I latched onto that sentiment—this kind of knowing, flat nihilism from the Blake poem—as a way of expressing or dramatizing a particular kind of denial. A stage of grief, really.

All of the poems in this sequence, and this period of my writing, have pretty 1:1 titles. I like to be more playful or slant with titles, to create a leap from title to poem, but there was an attempt at flatness or directness during this period. A stare-the-dragon-in-the-face type thing.

What was your impetus for writing this poem?

I was steeped in reports coming out of Standing Rock and reading about grassroots climate action in Greece, and felt powerless and numb. If the whole of the sequence—or the book, really—is trying to process climate catastrophe, this poem susses out what happens when nihilism takes hold. It’s a vacuum filled by darker, older forces: police and the various institutions, people, or studied neglect they buttress.

Since 2015 there have been fissures in the way power dresses itself in this country: it’s clear who owns it, and what they plan to do with it, and what elements of institutional power are most easily leveraged for their needs. “Disaster takes the shape of a policeman”: Klein has already articulated so exhaustively how the old guard (the petro-state, which we absolutely are at this point) is able to leverage catastrophe for political and capital gain, and I think this line is really the hinge of the poem, where the police lumber in and form rank around impending disaster, pure elements of obstruction. Faceless, violent, alien, unlistening.

I was impressed with how you managed to keep this fluid, sort of dreamy quality to the piece, while simultaneously writing such a vivid and devastating scene. How did you balance that while writing this piece?

I'm fascinated by elliptical writing—most of my own work finds footing in a lineage of elliptical poets—but that style doesn’t necessarily map to the political cleanly. So it was a challenge the whole piece was attentive to: balancing this sort of style I’ve accreted over time, this subject matter that’s devastating me, and the political origins and implications of climate catastrophe. There’s something inherently dissociative about processing it, too, where a dream-like or elliptical tone takes shape as the mind plays with geological scale—zooming in and zooming out, the geological and the personal, the geological and the political—the whole process watching itself, the body trying to track meaning where it can.
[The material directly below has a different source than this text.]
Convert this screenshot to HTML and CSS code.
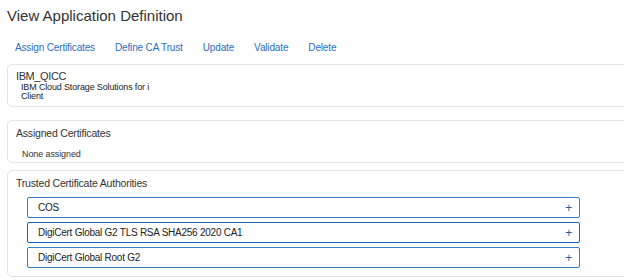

Its being part of a larger sequence, also, frees it up a bit. In the sense that one poem of a sequence doesn’t have to bear the weight of the whole (which Blake would probably disagree with, lol). It can get in, give us this one view of an isolated scene, and get out. It keeps the cast of characters & images small, which maximizes their impact.

But this is all post-rationalization.

What contemporary poets inspire you?

When I discovered Chelsea Minnis, fairly recently, I kind of put everything on hold. Baby I Don’t Care is a perfect book. I laughed so much reading it. She’s a master of the non-sequitur, of imbuing it with meaning, it’s magic. I laughed more than when I discovered Ben Lerner’s 21 Gun Salute for Ronald Reagan high, with a friend, in a basement, in 2010, which was a lot.

I sat with Josh Bell’s Alamo Theory for a long time while writing this sequence, his poem "Where the I Comes from" is just devastating, a masterpiece, something that haunted and helped me. Wendy Trevino’s Cruel Fiction, another masterwork I read while revising a lot of these poems.

Always Geoffrey G. O’Brien. And can I say Lucy Corin? One Hundred Apocalypses and Other Apocalypses is technically micro fiction but the way she works with source material and in such a small, concentrated space is just mind boggling.